Town of Milton

The Town of Milton municipal building on Bombardier Road. The building hosts the office of the Town Manager, among others. The meetings of various town boards and committees, including the selectboard, are held here. 

MILTON — In response to recent discussions regarding police reform and racial equity, the Town of Milton will create a Police Advisory Committee. 

The creation of the committee was unanimously agreed upon last night during the selectboard's Aug. 31 meeting. The committee will meet once a month to discuss racial and mental health issues, develop strategies and to increase transparency. 

Milton Police Chief Stephen Laroche and Director of Public Safety Michaela Foody did the majority of the work on the proposal which was brought to the selectboard Monday night. 

Though the board had not intended to vote on the committee Monday they did anyway, citing a need to move quickly and to be proactive. 

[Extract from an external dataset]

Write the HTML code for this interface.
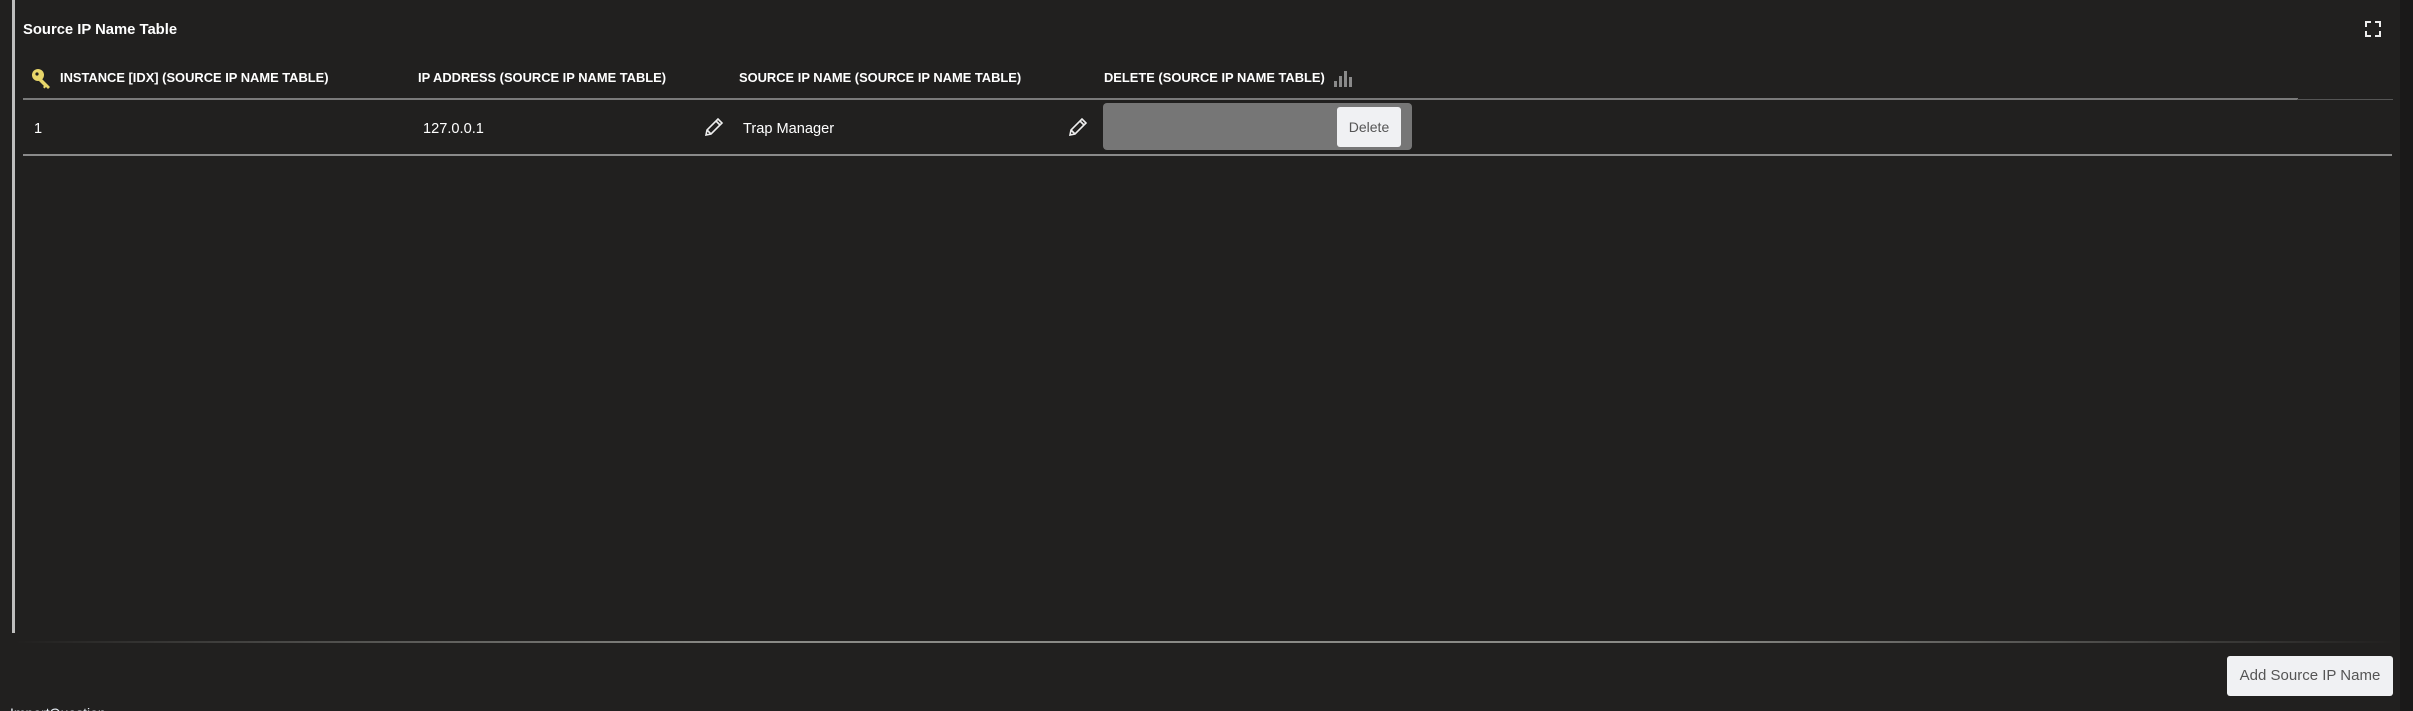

"I'm willing to hash this out tonight," Clerk Chris Taylor said. "I don't want to drag our feet on this."

Here's what you need to know. 

The committee will be composed of five members who should represent a range of community interests and experiences.

Milton business owners, educators, faith leaders, non-profit workers and students are encouraged to apply by Oct. 2. All members will be appointed by the selectboard and serve a two-year term to allow for greater participation by interested parties. 

"We think it's very important to have youth representation on this committee," Town Manager Don Turner said. 

The original proposal stated the selectboard would pick one of the committee's five members to be the chair, but Brenda Steady and John Fitzgerald opposed this plan. 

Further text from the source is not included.